» WHAT TO DO
Give back the full listing, character for character, with no pictures.

-------

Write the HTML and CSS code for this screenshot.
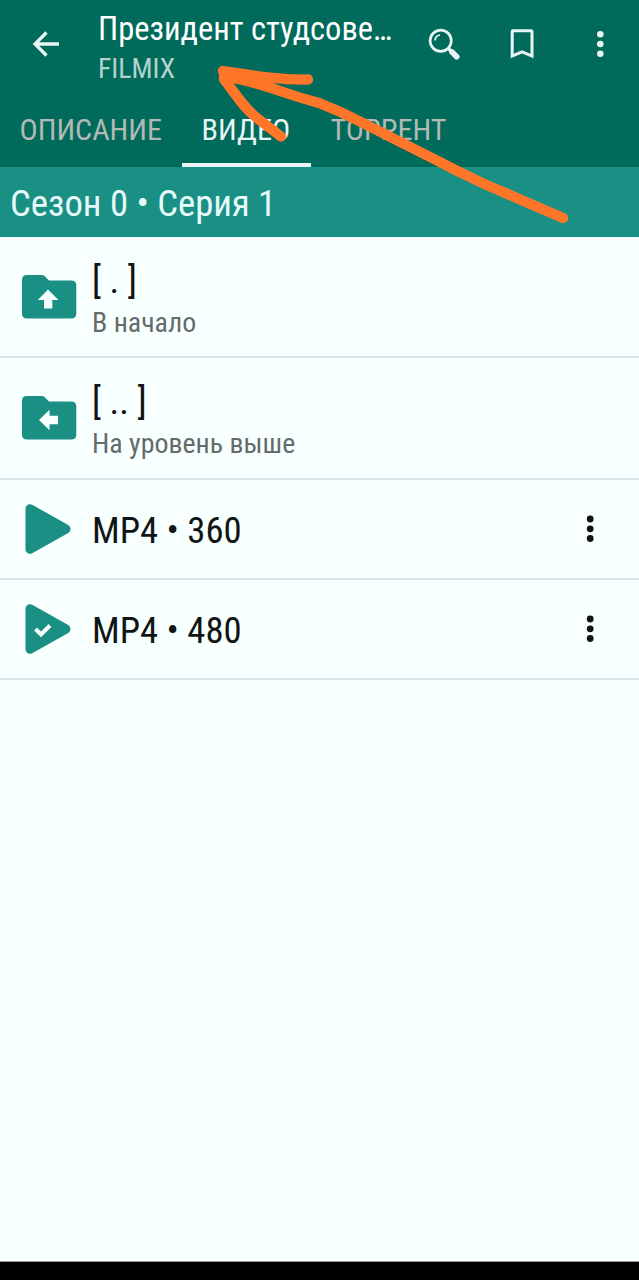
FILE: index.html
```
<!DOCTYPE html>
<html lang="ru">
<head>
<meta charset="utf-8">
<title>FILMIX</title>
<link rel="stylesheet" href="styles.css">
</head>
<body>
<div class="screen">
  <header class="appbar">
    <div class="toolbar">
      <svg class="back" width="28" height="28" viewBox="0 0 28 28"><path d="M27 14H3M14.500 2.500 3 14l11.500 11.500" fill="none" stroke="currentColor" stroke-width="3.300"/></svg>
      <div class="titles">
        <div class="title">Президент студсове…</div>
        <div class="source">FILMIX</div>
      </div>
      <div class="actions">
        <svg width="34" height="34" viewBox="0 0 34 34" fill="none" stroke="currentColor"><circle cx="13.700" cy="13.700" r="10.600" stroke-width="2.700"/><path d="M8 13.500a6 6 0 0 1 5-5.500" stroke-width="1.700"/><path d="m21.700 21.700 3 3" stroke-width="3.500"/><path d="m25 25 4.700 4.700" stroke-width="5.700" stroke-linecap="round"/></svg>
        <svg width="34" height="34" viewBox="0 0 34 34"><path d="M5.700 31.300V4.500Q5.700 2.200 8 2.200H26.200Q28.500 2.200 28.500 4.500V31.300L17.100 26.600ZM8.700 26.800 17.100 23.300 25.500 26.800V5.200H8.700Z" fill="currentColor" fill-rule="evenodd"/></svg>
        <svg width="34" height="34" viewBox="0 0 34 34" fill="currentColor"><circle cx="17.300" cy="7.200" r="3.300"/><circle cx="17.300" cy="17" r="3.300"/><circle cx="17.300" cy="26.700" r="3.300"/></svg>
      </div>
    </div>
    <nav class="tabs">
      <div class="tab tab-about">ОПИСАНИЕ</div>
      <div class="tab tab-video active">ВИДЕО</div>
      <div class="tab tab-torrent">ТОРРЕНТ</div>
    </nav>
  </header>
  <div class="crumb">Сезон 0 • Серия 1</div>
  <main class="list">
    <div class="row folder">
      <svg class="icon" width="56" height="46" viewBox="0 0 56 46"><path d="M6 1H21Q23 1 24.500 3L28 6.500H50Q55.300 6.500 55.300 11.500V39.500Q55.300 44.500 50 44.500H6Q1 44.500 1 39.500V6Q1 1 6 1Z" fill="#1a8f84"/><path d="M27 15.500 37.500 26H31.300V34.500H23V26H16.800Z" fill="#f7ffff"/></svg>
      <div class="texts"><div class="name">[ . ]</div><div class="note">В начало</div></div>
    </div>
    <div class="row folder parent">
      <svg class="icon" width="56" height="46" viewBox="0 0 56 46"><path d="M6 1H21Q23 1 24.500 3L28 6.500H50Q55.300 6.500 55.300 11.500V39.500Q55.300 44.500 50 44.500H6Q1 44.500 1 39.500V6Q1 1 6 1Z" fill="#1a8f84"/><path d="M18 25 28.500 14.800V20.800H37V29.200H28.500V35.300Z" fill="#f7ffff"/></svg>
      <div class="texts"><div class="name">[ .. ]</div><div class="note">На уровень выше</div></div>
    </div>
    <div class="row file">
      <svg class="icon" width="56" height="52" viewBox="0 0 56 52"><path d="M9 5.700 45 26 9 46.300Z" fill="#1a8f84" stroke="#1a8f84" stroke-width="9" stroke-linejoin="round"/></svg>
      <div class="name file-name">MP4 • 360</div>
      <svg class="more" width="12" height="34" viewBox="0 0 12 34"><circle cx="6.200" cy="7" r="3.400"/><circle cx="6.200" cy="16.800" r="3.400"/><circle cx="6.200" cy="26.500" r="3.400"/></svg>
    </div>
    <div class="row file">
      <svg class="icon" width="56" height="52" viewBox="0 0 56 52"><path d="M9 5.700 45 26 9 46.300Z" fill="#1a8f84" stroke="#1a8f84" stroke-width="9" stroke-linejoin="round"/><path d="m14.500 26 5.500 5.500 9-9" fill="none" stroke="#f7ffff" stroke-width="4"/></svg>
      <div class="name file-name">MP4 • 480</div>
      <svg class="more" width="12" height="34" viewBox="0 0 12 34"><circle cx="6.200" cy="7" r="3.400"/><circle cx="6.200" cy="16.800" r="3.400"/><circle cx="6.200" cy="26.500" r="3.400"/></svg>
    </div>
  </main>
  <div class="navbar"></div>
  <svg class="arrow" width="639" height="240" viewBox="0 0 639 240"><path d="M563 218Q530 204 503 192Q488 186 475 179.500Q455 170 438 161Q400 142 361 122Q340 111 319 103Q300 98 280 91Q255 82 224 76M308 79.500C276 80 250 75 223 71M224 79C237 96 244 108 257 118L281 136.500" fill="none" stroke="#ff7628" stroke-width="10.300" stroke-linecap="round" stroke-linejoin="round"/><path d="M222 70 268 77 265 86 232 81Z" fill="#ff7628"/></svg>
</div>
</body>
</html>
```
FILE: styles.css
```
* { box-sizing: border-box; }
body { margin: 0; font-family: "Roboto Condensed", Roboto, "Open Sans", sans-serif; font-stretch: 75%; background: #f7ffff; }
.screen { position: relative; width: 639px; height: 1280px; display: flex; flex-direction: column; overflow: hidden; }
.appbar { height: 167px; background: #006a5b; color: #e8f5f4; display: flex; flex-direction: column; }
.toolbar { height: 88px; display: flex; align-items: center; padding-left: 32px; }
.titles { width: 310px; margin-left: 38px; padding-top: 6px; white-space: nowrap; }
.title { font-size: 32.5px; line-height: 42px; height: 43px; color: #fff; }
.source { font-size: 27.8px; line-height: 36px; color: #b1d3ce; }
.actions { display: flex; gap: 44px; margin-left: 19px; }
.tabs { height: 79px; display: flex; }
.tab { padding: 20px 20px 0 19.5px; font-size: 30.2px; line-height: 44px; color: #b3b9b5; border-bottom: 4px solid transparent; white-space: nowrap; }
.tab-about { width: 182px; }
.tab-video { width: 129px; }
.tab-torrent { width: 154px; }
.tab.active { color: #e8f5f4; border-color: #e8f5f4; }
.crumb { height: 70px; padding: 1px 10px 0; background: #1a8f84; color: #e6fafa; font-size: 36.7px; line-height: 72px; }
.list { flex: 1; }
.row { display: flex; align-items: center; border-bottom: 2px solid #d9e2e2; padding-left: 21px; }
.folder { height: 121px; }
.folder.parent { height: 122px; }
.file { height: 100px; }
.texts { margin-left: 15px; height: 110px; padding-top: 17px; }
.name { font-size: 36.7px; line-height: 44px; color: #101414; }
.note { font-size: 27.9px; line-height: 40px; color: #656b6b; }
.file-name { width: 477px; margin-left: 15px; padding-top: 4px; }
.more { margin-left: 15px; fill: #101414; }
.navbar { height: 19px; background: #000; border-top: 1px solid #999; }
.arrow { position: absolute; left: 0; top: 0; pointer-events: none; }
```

-------

» COMPLETED TASK
Write the HTML and CSS code for this screenshot.
FILE: index.html
```
<!DOCTYPE html>
<html lang="ru">
<head>
<meta charset="utf-8">
<title>FILMIX</title>
<link rel="stylesheet" href="styles.css">
</head>
<body>
<div class="screen">
  <header class="appbar">
    <div class="toolbar">
      <svg class="back" width="28" height="28" viewBox="0 0 28 28"><path d="M27 14H3M14.500 2.500 3 14l11.500 11.500" fill="none" stroke="currentColor" stroke-width="3.300"/></svg>
      <div class="titles">
        <div class="title">Президент студсове…</div>
        <div class="source">FILMIX</div>
      </div>
      <div class="actions">
        <svg width="34" height="34" viewBox="0 0 34 34" fill="none" stroke="currentColor"><circle cx="13.700" cy="13.700" r="10.600" stroke-width="2.700"/><path d="M8 13.500a6 6 0 0 1 5-5.500" stroke-width="1.700"/><path d="m21.700 21.700 3 3" stroke-width="3.500"/><path d="m25 25 4.700 4.700" stroke-width="5.700" stroke-linecap="round"/></svg>
        <svg width="34" height="34" viewBox="0 0 34 34"><path d="M5.700 31.300V4.500Q5.700 2.200 8 2.200H26.200Q28.500 2.200 28.500 4.500V31.300L17.100 26.600ZM8.700 26.800 17.100 23.300 25.500 26.800V5.200H8.700Z" fill="currentColor" fill-rule="evenodd"/></svg>
        <svg width="34" height="34" viewBox="0 0 34 34" fill="currentColor"><circle cx="17.300" cy="7.200" r="3.300"/><circle cx="17.300" cy="17" r="3.300"/><circle cx="17.300" cy="26.700" r="3.300"/></svg>
      </div>
    </div>
    <nav class="tabs">
      <div class="tab tab-about">ОПИСАНИЕ</div>
      <div class="tab tab-video active">ВИДЕО</div>
      <div class="tab tab-torrent">ТОРРЕНТ</div>
    </nav>
  </header>
  <div class="crumb">Сезон 0 • Серия 1</div>
  <main class="list">
    <div class="row folder">
      <svg class="icon" width="56" height="46" viewBox="0 0 56 46"><path d="M6 1H21Q23 1 24.500 3L28 6.500H50Q55.300 6.500 55.300 11.500V39.500Q55.300 44.500 50 44.500H6Q1 44.500 1 39.500V6Q1 1 6 1Z" fill="#1a8f84"/><path d="M27 15.500 37.500 26H31.300V34.500H23V26H16.800Z" fill="#f7ffff"/></svg>
      <div class="texts"><div class="name">[ . ]</div><div class="note">В начало</div></div>
    </div>
    <div class="row folder parent">
      <svg class="icon" width="56" height="46" viewBox="0 0 56 46"><path d="M6 1H21Q23 1 24.500 3L28 6.500H50Q55.300 6.500 55.300 11.500V39.500Q55.300 44.500 50 44.500H6Q1 44.500 1 39.500V6Q1 1 6 1Z" fill="#1a8f84"/><path d="M18 25 28.500 14.800V20.800H37V29.200H28.500V35.300Z" fill="#f7ffff"/></svg>
      <div class="texts"><div class="name">[ .. ]</div><div class="note">На уровень выше</div></div>
    </div>
    <div class="row file">
      <svg class="icon" width="56" height="52" viewBox="0 0 56 52"><path d="M9 5.700 45 26 9 46.300Z" fill="#1a8f84" stroke="#1a8f84" stroke-width="9" stroke-linejoin="round"/></svg>
      <div class="name file-name">MP4 • 360</div>
      <svg class="more" width="12" height="34" viewBox="0 0 12 34"><circle cx="6.200" cy="7" r="3.400"/><circle cx="6.200" cy="16.800" r="3.400"/><circle cx="6.200" cy="26.500" r="3.400"/></svg>
    </div>
    <div class="row file">
      <svg class="icon" width="56" height="52" viewBox="0 0 56 52"><path d="M9 5.700 45 26 9 46.300Z" fill="#1a8f84" stroke="#1a8f84" stroke-width="9" stroke-linejoin="round"/><path d="m14.500 26 5.500 5.500 9-9" fill="none" stroke="#f7ffff" stroke-width="4"/></svg>
      <div class="name file-name">MP4 • 480</div>
      <svg class="more" width="12" height="34" viewBox="0 0 12 34"><circle cx="6.200" cy="7" r="3.400"/><circle cx="6.200" cy="16.800" r="3.400"/><circle cx="6.200" cy="26.500" r="3.400"/></svg>
    </div>
  </main>
  <div class="navbar"></div>
  <svg class="arrow" width="639" height="240" viewBox="0 0 639 240"><path d="M563 218Q530 204 503 192Q488 186 475 179.500Q455 170 438 161Q400 142 361 122Q340 111 319 103Q300 98 280 91Q255 82 224 76M308 79.500C276 80 250 75 223 71M224 79C237 96 244 108 257 118L281 136.500" fill="none" stroke="#ff7628" stroke-width="10.300" stroke-linecap="round" stroke-linejoin="round"/><path d="M222 70 268 77 265 86 232 81Z" fill="#ff7628"/></svg>
</div>
</body>
</html>
```
FILE: styles.css
```
* { box-sizing: border-box; }
body { margin: 0; font-family: "Roboto Condensed", Roboto, "Open Sans", sans-serif; font-stretch: 75%; background: #f7ffff; }
.screen { position: relative; width: 639px; height: 1280px; display: flex; flex-direction: column; overflow: hidden; }
.appbar { height: 167px; background: #006a5b; color: #e8f5f4; display: flex; flex-direction: column; }
.toolbar { height: 88px; display: flex; align-items: center; padding-left: 32px; }
.titles { width: 310px; margin-left: 38px; padding-top: 6px; white-space: nowrap; }
.title { font-size: 32.5px; line-height: 42px; height: 43px; color: #fff; }
.source { font-size: 27.8px; line-height: 36px; color: #b1d3ce; }
.actions { display: flex; gap: 44px; margin-left: 19px; }
.tabs { height: 79px; display: flex; }
.tab { padding: 20px 20px 0 19.5px; font-size: 30.2px; line-height: 44px; color: #b3b9b5; border-bottom: 4px solid transparent; white-space: nowrap; }
.tab-about { width: 182px; }
.tab-video { width: 129px; }
.tab-torrent { width: 154px; }
.tab.active { color: #e8f5f4; border-color: #e8f5f4; }
.crumb { height: 70px; padding: 1px 10px 0; background: #1a8f84; color: #e6fafa; font-size: 36.7px; line-height: 72px; }
.list { flex: 1; }
.row { display: flex; align-items: center; border-bottom: 2px solid #d9e2e2; padding-left: 21px; }
.folder { height: 121px; }
.folder.parent { height: 122px; }
.file { height: 100px; }
.texts { margin-left: 15px; height: 110px; padding-top: 17px; }
.name { font-size: 36.7px; line-height: 44px; color: #101414; }
.note { font-size: 27.9px; line-height: 40px; color: #656b6b; }
.file-name { width: 477px; margin-left: 15px; padding-top: 4px; }
.more { margin-left: 15px; fill: #101414; }
.navbar { height: 19px; background: #000; border-top: 1px solid #999; }
.arrow { position: absolute; left: 0; top: 0; pointer-events: none; }
```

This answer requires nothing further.